Strip the pictures and reproduce the rest of the listing exactly.

___ Source excerpt ___

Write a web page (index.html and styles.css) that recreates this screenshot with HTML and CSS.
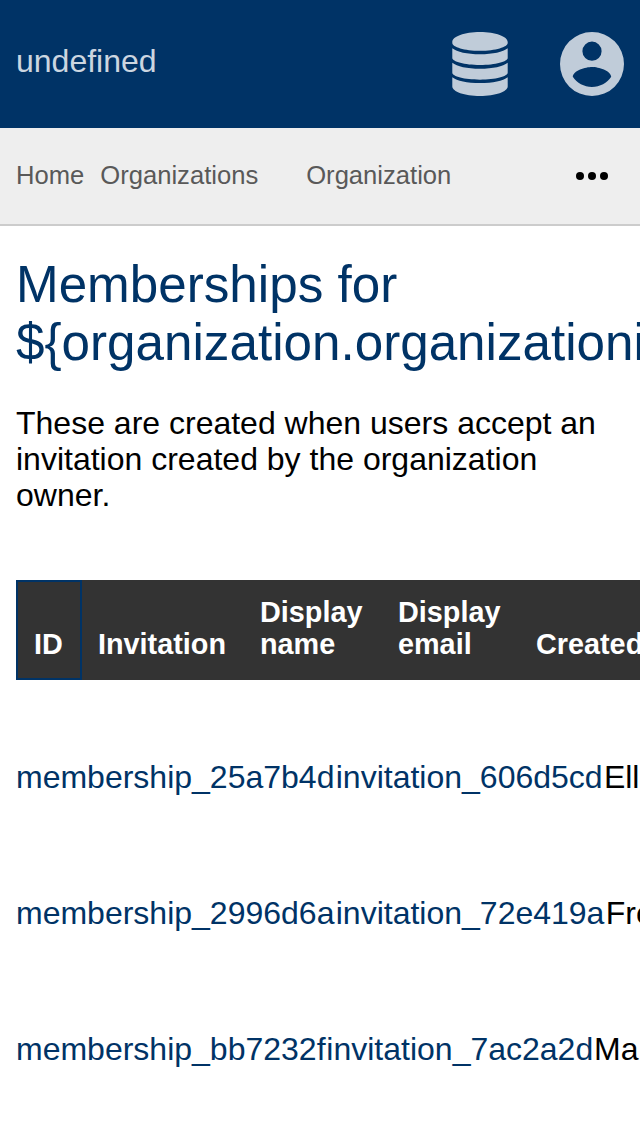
FILE: index.html
```html
<!DOCTYPE html>
<html lang="en">
<head>
<meta charset="utf-8">
<title>Memberships</title>
<link rel="stylesheet" href="styles.css">
</head>
<body>
<header class="topbar">
  <a class="brand">undefined</a>
  <nav class="actions">
    <svg class="database" viewBox="0 0 56 64"><path d="M28 0C43.5 0 55.7 4.5 55.7 10V11C55.7 15 43.5 18.8 28 18.8S.3 15 .3 11V10C.3 4.5 12.5 0 28 0ZM.3 16.2C5 20 15 22.2 28 22.2S51 20 55.7 16.2V26C55.7 29.5 43.5 33 28 33S.3 29.5 .3 26ZM.3 30.8C5 34.6 15 36.8 28 36.8S51 34.6 55.7 30.8V40.8C55.7 44.3 43.5 47.7 28 47.7S.3 44.3 .3 40.8ZM.3 45.2C5 49 15 51.1 28 51.1S51 49 55.7 45.2V54.5C55.7 59.5 43.5 64 28 64S.3 59.5 .3 54.5Z"/></svg>
    <svg class="account" viewBox="2 2 20 20"><path d="M12 19.2C9.5 19.2 7.29 17.92 6 16C6.03 14 10 12.9 12 12.9S17.97 14 18 16C16.71 17.92 14.5 19.2 12 19.2M12 5A3 3 0 0 1 15 8A3 3 0 0 1 12 11A3 3 0 0 1 9 8A3 3 0 0 1 12 5M12 2A10 10 0 0 0 2 12A10 10 0 0 0 12 22A10 10 0 0 0 22 12A10 10 0 0 0 12 2Z"/></svg>
  </nav>
</header>
<nav class="crumbs">
  <a class="crumb home">Home</a>
  <a class="crumb orgs">Organizations</a>
  <a class="crumb">Organization</a>
  <svg class="more" viewBox="0 0 32 8"><circle cx="4" cy="4" r="4"/><circle cx="16" cy="4" r="4"/><circle cx="28" cy="4" r="4"/></svg>
</nav>
<main class="content">
  <h1 class="title">Memberships for ${organization.organizationid}</h1>
  <p class="intro">These are created when users accept an invitation created by the organization owner.</p>
  <div class="table">
    <div class="head">
      <div class="th id">ID</div>
      <div class="th invitation">Invitation</div>
      <div class="th display">Display name</div>
      <div class="th display">Display email</div>
      <div class="th created">Created</div>
    </div>
    <div class="row"><a class="link">membership_25a7b4d</a><a class="link">invitation_606d5cd</a><span>Ell</span></div>
    <div class="row"><a class="link">membership_2996d6a</a><a class="link">invitation_72e419a</a><span>Fre</span></div>
    <div class="row tight"><a class="link">membership_bb7232f</a><a class="link">invitation_7ac2a2d</a><span>Ma</span></div>
  </div>
</main>
</body>
</html>
```
FILE: styles.css
```css
* { box-sizing: border-box; }
html { overflow: hidden; }
body {
  margin: 0;
  height: 1136px;
  overflow: hidden;
  background: #fff;
  color: #000;
  font: 32px/36px "Liberation Sans", Arial, sans-serif;
}
.topbar {
  display: flex;
  justify-content: space-between;
  align-items: center;
  height: 128px;
  padding: 0 16px;
  background: #036;
}
.brand { color: #ccd6e0; padding-bottom: 6px; }
.actions { display: flex; gap: 52px; fill: #c0ccd9; }
.database { width: 56px; height: 64px; }
.account { width: 64px; height: 64px; }
.crumbs {
  display: flex;
  align-items: center;
  height: 98px;
  padding: 0 32px 0 16px;
  background: #eee;
  border-bottom: 2px solid #ccc;
  font-size: 25.6px;
}
.crumb { color: #595959; padding-bottom: 2px; }
.home { margin-right: 16px; }
.orgs { margin-right: 48px; }
.more { width: 32px; height: 8px; margin-left: auto; }
.content { padding: 30px 16px 0; overflow: hidden; }
.title {
  margin: 0;
  color: #036;
  font-size: 51.2px;
  font-weight: 400;
  line-height: 58px;
}
.intro { margin: 33px 0 67px; }
.table { width: max-content; }
.head {
  display: flex;
  height: 100px;
  background: #333;
  color: #fff;
  font-size: 28.8px;
  font-weight: 700;
  line-height: 32px;
}
.th {
  display: flex;
  align-items: flex-end;
  padding: 0 16px 20px;
}
.id { width: 66px; border: 2px solid #036; padding-bottom: 18px; }
.invitation { width: 162px; }
.display { width: 138px; }
.created { width: 180px; }
.row {
  display: flex;
  align-items: center;
  height: 136px;
  white-space: nowrap;
}
.head + .row { margin-top: 29px; }
.link { color: #036; margin-right: 1.3px; }
.tight .link { margin-right: .8px; }
```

___

> Task response:
Write a web page (index.html and styles.css) that recreates this screenshot with HTML and CSS.
FILE: index.html
```html
<!DOCTYPE html>
<html lang="en">
<head>
<meta charset="utf-8">
<title>Memberships</title>
<link rel="stylesheet" href="styles.css">
</head>
<body>
<header class="topbar">
  <a class="brand">undefined</a>
  <nav class="actions">
    <svg class="database" viewBox="0 0 56 64"><path d="M28 0C43.5 0 55.7 4.5 55.7 10V11C55.7 15 43.5 18.8 28 18.8S.3 15 .3 11V10C.3 4.5 12.5 0 28 0ZM.3 16.2C5 20 15 22.2 28 22.2S51 20 55.7 16.2V26C55.7 29.5 43.5 33 28 33S.3 29.5 .3 26ZM.3 30.8C5 34.6 15 36.8 28 36.8S51 34.6 55.7 30.8V40.8C55.7 44.3 43.5 47.7 28 47.7S.3 44.3 .3 40.8ZM.3 45.2C5 49 15 51.1 28 51.1S51 49 55.7 45.2V54.5C55.7 59.5 43.5 64 28 64S.3 59.5 .3 54.5Z"/></svg>
    <svg class="account" viewBox="2 2 20 20"><path d="M12 19.2C9.5 19.2 7.29 17.92 6 16C6.03 14 10 12.9 12 12.9S17.97 14 18 16C16.71 17.92 14.5 19.2 12 19.2M12 5A3 3 0 0 1 15 8A3 3 0 0 1 12 11A3 3 0 0 1 9 8A3 3 0 0 1 12 5M12 2A10 10 0 0 0 2 12A10 10 0 0 0 12 22A10 10 0 0 0 22 12A10 10 0 0 0 12 2Z"/></svg>
  </nav>
</header>
<nav class="crumbs">
  <a class="crumb home">Home</a>
  <a class="crumb orgs">Organizations</a>
  <a class="crumb">Organization</a>
  <svg class="more" viewBox="0 0 32 8"><circle cx="4" cy="4" r="4"/><circle cx="16" cy="4" r="4"/><circle cx="28" cy="4" r="4"/></svg>
</nav>
<main class="content">
  <h1 class="title">Memberships for ${organization.organizationid}</h1>
  <p class="intro">These are created when users accept an invitation created by the organization owner.</p>
  <div class="table">
    <div class="head">
      <div class="th id">ID</div>
      <div class="th invitation">Invitation</div>
      <div class="th display">Display name</div>
      <div class="th display">Display email</div>
      <div class="th created">Created</div>
    </div>
    <div class="row"><a class="link">membership_25a7b4d</a><a class="link">invitation_606d5cd</a><span>Ell</span></div>
    <div class="row"><a class="link">membership_2996d6a</a><a class="link">invitation_72e419a</a><span>Fre</span></div>
    <div class="row tight"><a class="link">membership_bb7232f</a><a class="link">invitation_7ac2a2d</a><span>Ma</span></div>
  </div>
</main>
</body>
</html>
```
FILE: styles.css
```css
* { box-sizing: border-box; }
html { overflow: hidden; }
body {
  margin: 0;
  height: 1136px;
  overflow: hidden;
  background: #fff;
  color: #000;
  font: 32px/36px "Liberation Sans", Arial, sans-serif;
}
.topbar {
  display: flex;
  justify-content: space-between;
  align-items: center;
  height: 128px;
  padding: 0 16px;
  background: #036;
}
.brand { color: #ccd6e0; padding-bottom: 6px; }
.actions { display: flex; gap: 52px; fill: #c0ccd9; }
.database { width: 56px; height: 64px; }
.account { width: 64px; height: 64px; }
.crumbs {
  display: flex;
  align-items: center;
  height: 98px;
  padding: 0 32px 0 16px;
  background: #eee;
  border-bottom: 2px solid #ccc;
  font-size: 25.6px;
}
.crumb { color: #595959; padding-bottom: 2px; }
.home { margin-right: 16px; }
.orgs { margin-right: 48px; }
.more { width: 32px; height: 8px; margin-left: auto; }
.content { padding: 30px 16px 0; overflow: hidden; }
.title {
  margin: 0;
  color: #036;
  font-size: 51.2px;
  font-weight: 400;
  line-height: 58px;
}
.intro { margin: 33px 0 67px; }
.table { width: max-content; }
.head {
  display: flex;
  height: 100px;
  background: #333;
  color: #fff;
  font-size: 28.8px;
  font-weight: 700;
  line-height: 32px;
}
.th {
  display: flex;
  align-items: flex-end;
  padding: 0 16px 20px;
}
.id { width: 66px; border: 2px solid #036; padding-bottom: 18px; }
.invitation { width: 162px; }
.display { width: 138px; }
.created { width: 180px; }
.row {
  display: flex;
  align-items: center;
  height: 136px;
  white-space: nowrap;
}
.head + .row { margin-top: 29px; }
.link { color: #036; margin-right: 1.3px; }
.tight .link { margin-right: .8px; }
```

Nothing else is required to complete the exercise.